Son dönemde sosyal medya platformlarında dikkat çekici bir hareketlilik gözlemleniyor. Yeni açılan yüzlerce hesap, muhalefeti hedef alan paylaşımlar yaparken, iktidara yönelik övgülerin aynı anda artış göstermesi akıllara "bilinçli bir operasyon" ihtimalini getiriyor.

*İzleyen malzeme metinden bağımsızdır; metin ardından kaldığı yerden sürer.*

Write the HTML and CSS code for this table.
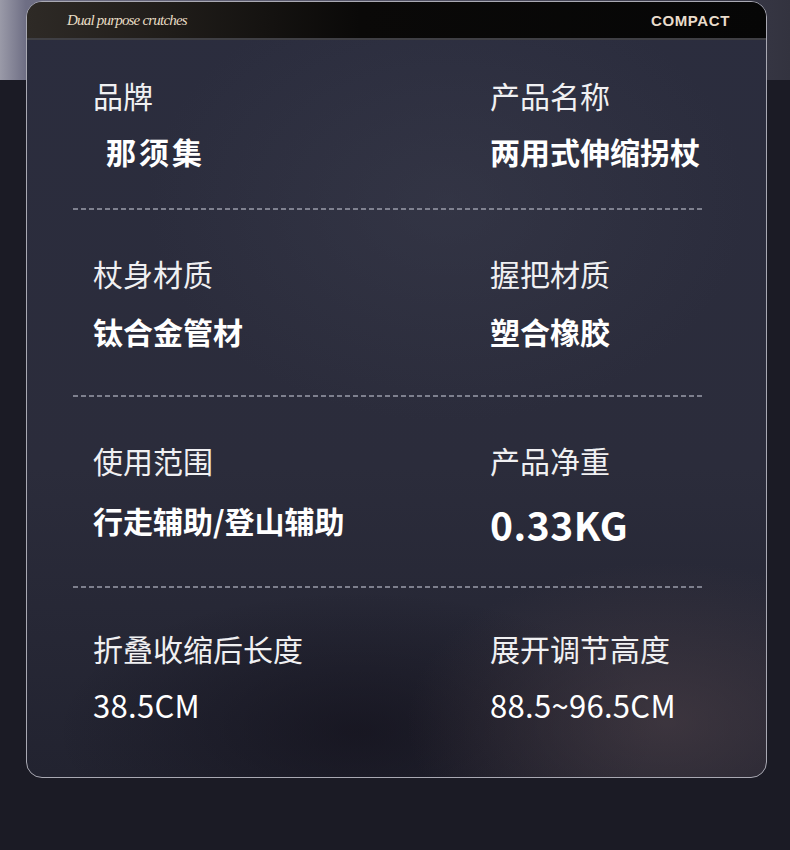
FILE: index.html
```html
<!DOCTYPE html>
<html lang="zh">
<head>
<meta charset="utf-8">
<title>两用式伸缩拐杖</title>
<link rel="stylesheet" href="styles.css">
</head>
<body>
<div class="page">
  <div class="card">
    <div class="card-head">
      <span class="script">Dual purpose crutches</span>
      <span class="tag">COMPACT</span>
    </div>
    <div class="card-body">
      <div class="sec sec-first">
        <div class="cell">
          <div class="label">品牌</div>
          <div class="value brand">那须集</div>
        </div>
        <div class="cell">
          <div class="label">产品名称</div>
          <div class="value">两用式伸缩拐杖</div>
        </div>
      </div>
      <div class="dash"></div>
      <div class="sec">
        <div class="cell">
          <div class="label">杖身材质</div>
          <div class="value">钛合金管材</div>
        </div>
        <div class="cell">
          <div class="label">握把材质</div>
          <div class="value">塑合橡胶</div>
        </div>
      </div>
      <div class="dash"></div>
      <div class="sec sec-big">
        <div class="cell">
          <div class="label">使用范围</div>
          <div class="value">行走辅助/登山辅助</div>
        </div>
        <div class="cell">
          <div class="label">产品净重</div>
          <div class="value big">0.33KG</div>
        </div>
      </div>
      <div class="dash"></div>
      <div class="sec sec-last">
        <div class="cell">
          <div class="label">折叠收缩后长度</div>
          <div class="value num">38.5CM</div>
        </div>
        <div class="cell">
          <div class="label">展开调节高度</div>
          <div class="value num">88.5~96.5CM</div>
        </div>
      </div>
    </div>
  </div>
</div>
</body>
</html>
```

FILE: styles.css
```css
html, body {
  margin: 0;
  padding: 0;
}
body {
  width: 790px;
  height: 850px;
  overflow: hidden;
  background:
    linear-gradient(90deg, #9a9aa8 0px, #6e6e84 26px, #3c3c4c 700px, #33333f 790px) top left / 790px 80px no-repeat,
    #1b1b25;
  font-family: "Noto Sans CJK SC", "Noto Sans", sans-serif;
  color: #f2f2f4;
}
.page {
  padding: 1px 0 0 26px;
}
.card {
  width: 739px;
  border: 1px solid #a9a9b3;
  border-radius: 16px;
  overflow: hidden;
  background:
    radial-gradient(ellipse 260px 160px at 640px 720px, rgba(80, 66, 72, 0.55), rgba(80, 66, 72, 0) 100%),
    radial-gradient(ellipse 300px 140px at 330px 730px, rgba(16, 14, 24, 0.6), rgba(16, 14, 24, 0) 100%),
    radial-gradient(ellipse 300px 220px at 420px 200px, rgba(60, 62, 78, 0.45), rgba(60, 62, 78, 0) 100%),
    linear-gradient(180deg, #2b2d3e 0%, #2b2c3b 60%, #222330 100%);
}
.card-head {
  height: 36px;
  display: flex;
  align-items: center;
  justify-content: space-between;
  padding: 0 36px 0 40px;
  background: linear-gradient(90deg, #2e2a26 0%, #1f1c19 20%, #0a0908 45%, #060606 100%);
  border-bottom: 2px solid #3f3f44;
}
.script {
  font-family: "Liberation Serif", "DejaVu Serif", serif;
  font-style: italic;
  font-size: 15px;
  color: #e8ddc5;
  letter-spacing: -0.8px;
}
.tag {
  font-family: "Liberation Sans", Arial, sans-serif;
  font-weight: 700;
  font-size: 15px;
  letter-spacing: 0.6px;
  color: #e9dccb;
}
.card-body {
  padding: 0 64px 0 46px;
}
.sec {
  display: grid;
  grid-template-columns: 397px 1fr;
  padding: 43px 0 44px 20px;
}
.sec-first {
  padding-top: 35px;
  padding-bottom: 37px;
}
.sec-first .cell {
  gap: 16px;
}
.sec-last {
  padding-top: 40px;
  padding-bottom: 52px;
}
.sec-last .cell {
  gap: 17px;
}
.cell {
  display: flex;
  flex-direction: column;
  gap: 18px;
}
.label {
  font-size: 30px;
  line-height: 40px;
  font-weight: 400;
  color: #f0f0f2;
  white-space: nowrap;
}
.value {
  font-size: 30px;
  line-height: 40px;
  font-weight: 700;
  color: #ffffff;
  white-space: nowrap;
}
.brand {
  padding-left: 13px;
  letter-spacing: 3px;
}
.sec-big .value {
  line-height: 44px;
}
.big {
  font-size: 39px;
  letter-spacing: 0.5px;
  margin-top: 4px;
  margin-bottom: -4px;
}
.num {
  font-weight: 400;
  font-size: 31px;
  letter-spacing: 0.3px;
}
.dash {
  height: 2px;
  background: repeating-linear-gradient(90deg, #8d8f9d 0 5px, transparent 5px 8px);
  opacity: 0.85;
}
```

Sosyal medyanın, özellikle seçim atmosferine girilen dönemlerde ya da politik tansiyonun yükseldiği anlarda, kitleleri yönlendirme gücü inkâr edilemez. Yeni hesapların aynı üslubu kullanması, benzer içerikleri paylaşması ve eş zamanlı olarak gündeme sokulan etiketlerin hızla trend olması, doğal bir kullanıcı hareketinden ziyade organize bir çabanın ürünü olabileceğini düşündürüyor.
Muhalefet cephesine yönelik “zayıflık”, “tutarsızlık” veya “dağınıklık” vurgusu yapılırken; iktidar tarafında “istikrar”, “liderlik” ve “güven” temaları öne çıkarılıyor. Bu karşıtlık, siyasi iletişim stratejisinin dijital ortamda sistematik bir şekilde yürütüldüğünü işaret ediyor.
Bilinçli bir sosyal medya operasyonu, kamuoyunu etkilemenin en hızlı ve maliyetsiz yollarından biri. Bot hesaplar, trol ağları veya organize gönüllü gruplar aracılığıyla içerikler çoğaltılıyor, gündemler belirleniyor ve algı yönetimi yapılıyor. Bu durum, demokratik tartışma ortamını daraltırken, yurttaşların gerçek bilgiye ulaşmasını da zorlaştırıyor.
Kuşkusuz sosyal medyada iktidar yanlısı veya muhalif her bireyin paylaşım yapma hakkı vardır. Ancak mesele, bu paylaşımların doğal bir şekilde mi yayıldığı, yoksa görünmeyen bir merkezden yönlendirilip yönlendirilmediğidir.
Sonuç olarak; sosyal medyada muhalefete karşı artan eleştiriler ve iktidara yönelik yükselen övgüler, tesadüfî bir kullanıcı davranışı olmaktan ziyade organize bir çalışmanın izlerini taşıyor gibi görünüyor. Bu nedenle vatandaşların, karşılaştıkları her içerikte kaynağı sorgulaması, farklı mecralardan haberleri teyit etmesi ve dijital ortamda bilinçli bir tüketici olması her zamankinden daha büyük önem taşıyor.